▸ Problem statement
In the material below, find all lines with the string "draw" and copy them.

== Data for processing

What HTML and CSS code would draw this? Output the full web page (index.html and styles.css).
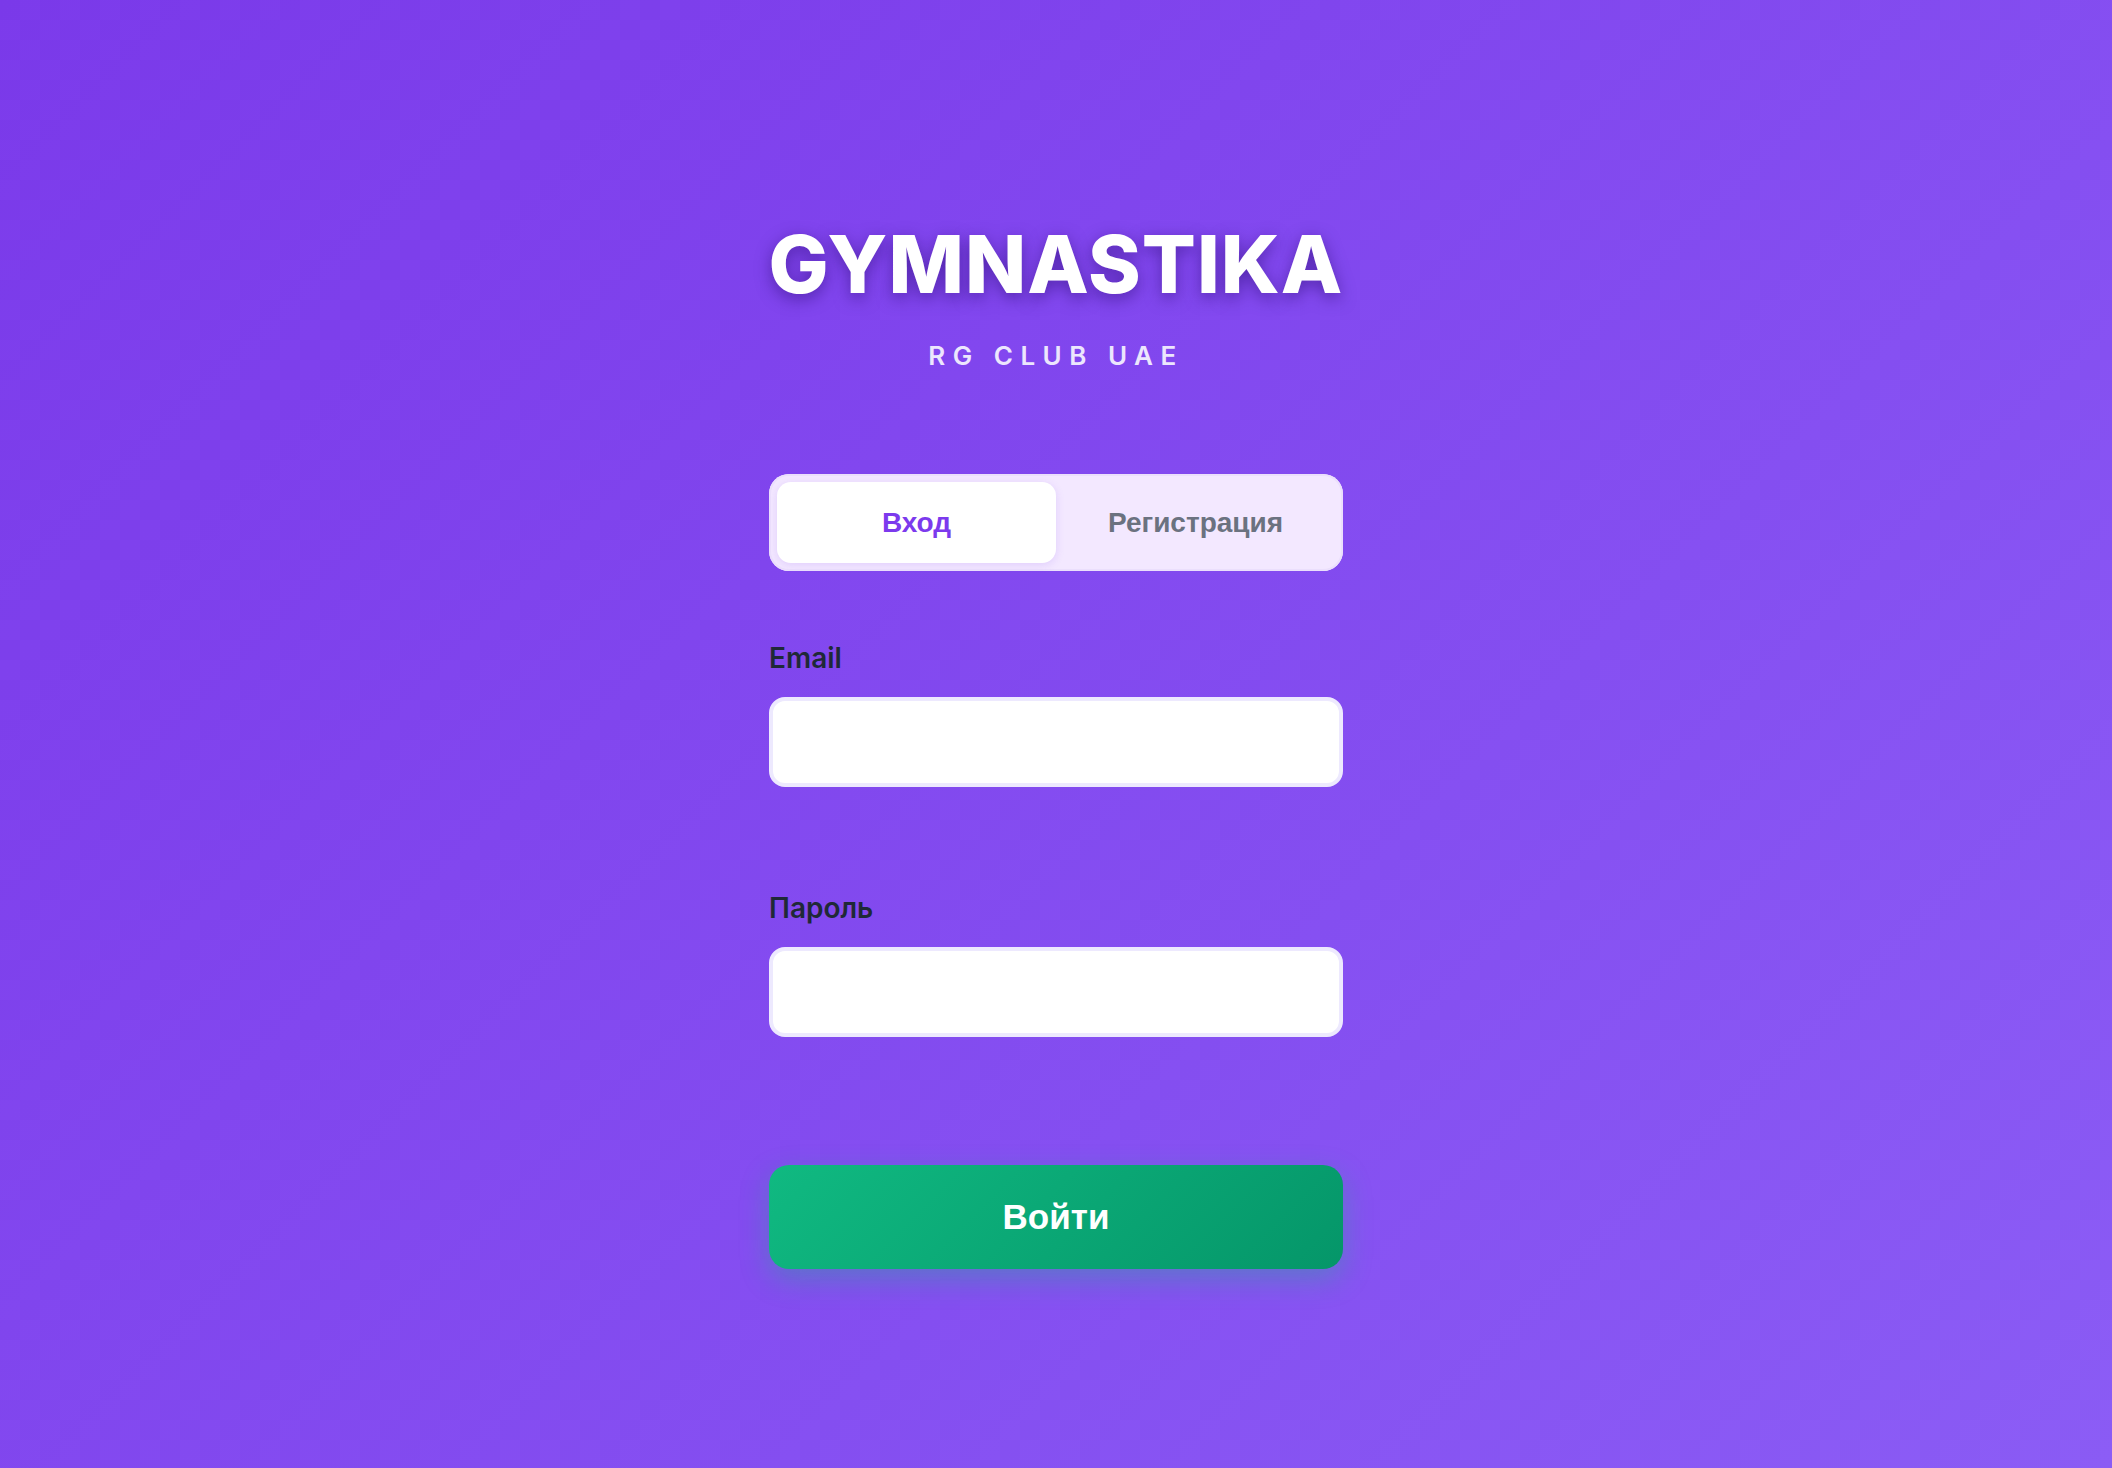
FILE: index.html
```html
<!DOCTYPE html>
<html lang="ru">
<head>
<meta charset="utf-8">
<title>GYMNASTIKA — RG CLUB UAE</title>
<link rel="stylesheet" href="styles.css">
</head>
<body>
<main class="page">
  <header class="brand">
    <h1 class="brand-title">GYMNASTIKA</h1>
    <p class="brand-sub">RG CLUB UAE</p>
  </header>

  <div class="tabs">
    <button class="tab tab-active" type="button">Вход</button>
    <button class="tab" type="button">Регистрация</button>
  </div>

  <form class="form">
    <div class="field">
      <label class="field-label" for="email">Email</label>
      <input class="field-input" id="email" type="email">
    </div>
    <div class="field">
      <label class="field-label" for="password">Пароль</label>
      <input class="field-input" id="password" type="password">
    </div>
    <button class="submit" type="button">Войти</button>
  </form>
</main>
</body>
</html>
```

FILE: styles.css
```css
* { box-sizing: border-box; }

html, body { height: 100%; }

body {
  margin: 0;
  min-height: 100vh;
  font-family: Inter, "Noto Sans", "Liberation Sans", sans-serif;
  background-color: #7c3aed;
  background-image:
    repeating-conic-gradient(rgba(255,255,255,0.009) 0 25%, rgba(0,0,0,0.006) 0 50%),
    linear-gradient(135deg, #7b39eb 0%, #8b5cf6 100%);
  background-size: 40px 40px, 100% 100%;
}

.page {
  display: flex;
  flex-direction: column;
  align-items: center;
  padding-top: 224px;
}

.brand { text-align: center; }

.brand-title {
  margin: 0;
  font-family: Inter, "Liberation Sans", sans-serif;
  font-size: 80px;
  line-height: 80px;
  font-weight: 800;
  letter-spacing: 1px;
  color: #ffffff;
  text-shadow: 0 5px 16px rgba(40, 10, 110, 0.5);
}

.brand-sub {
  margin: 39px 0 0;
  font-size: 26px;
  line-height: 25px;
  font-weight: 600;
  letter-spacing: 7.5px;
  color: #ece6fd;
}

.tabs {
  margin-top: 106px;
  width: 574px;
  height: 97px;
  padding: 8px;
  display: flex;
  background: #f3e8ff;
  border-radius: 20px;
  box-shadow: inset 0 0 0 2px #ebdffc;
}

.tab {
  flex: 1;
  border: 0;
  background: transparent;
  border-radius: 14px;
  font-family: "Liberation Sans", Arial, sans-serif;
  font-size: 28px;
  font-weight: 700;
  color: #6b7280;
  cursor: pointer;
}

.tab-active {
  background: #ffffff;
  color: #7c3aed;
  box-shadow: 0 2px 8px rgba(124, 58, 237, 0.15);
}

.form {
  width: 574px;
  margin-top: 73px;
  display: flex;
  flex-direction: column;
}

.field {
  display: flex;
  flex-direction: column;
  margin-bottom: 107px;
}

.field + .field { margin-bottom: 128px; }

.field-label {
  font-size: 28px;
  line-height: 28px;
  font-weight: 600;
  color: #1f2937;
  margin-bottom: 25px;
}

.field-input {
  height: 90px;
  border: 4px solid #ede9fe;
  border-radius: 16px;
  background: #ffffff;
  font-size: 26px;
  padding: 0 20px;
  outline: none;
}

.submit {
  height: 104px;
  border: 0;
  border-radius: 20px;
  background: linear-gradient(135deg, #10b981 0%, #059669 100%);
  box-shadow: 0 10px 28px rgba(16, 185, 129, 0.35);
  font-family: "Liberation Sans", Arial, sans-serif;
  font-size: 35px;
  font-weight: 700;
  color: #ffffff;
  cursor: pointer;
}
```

====
== Data for processing

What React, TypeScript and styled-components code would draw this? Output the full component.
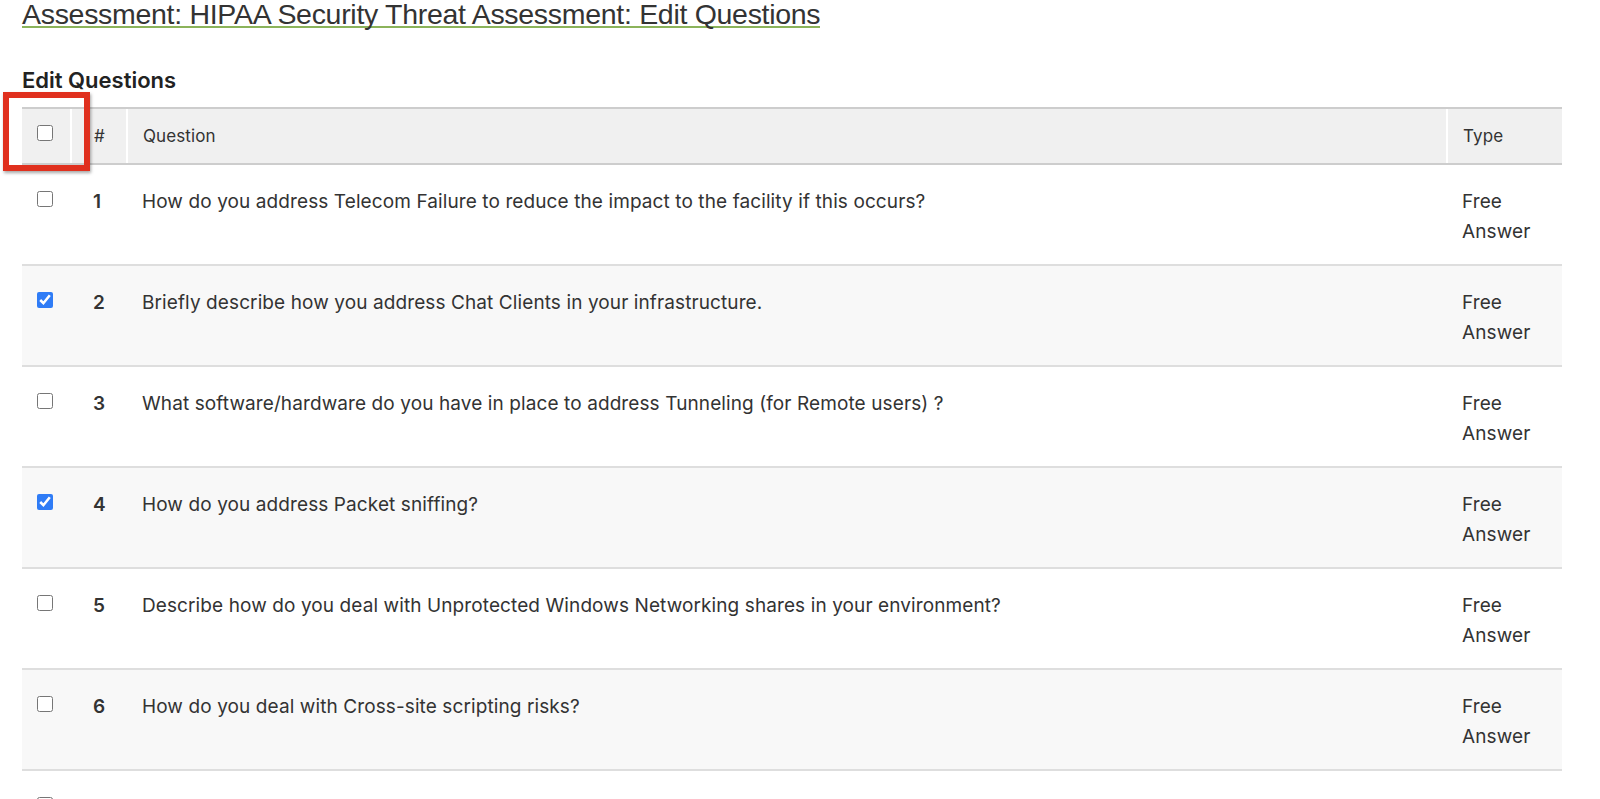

====

▸ Answer to this problem
What HTML and CSS code would draw this? Output the full web page (index.html and styles.css).
What React, TypeScript and styled-components code would draw this? Output the full component.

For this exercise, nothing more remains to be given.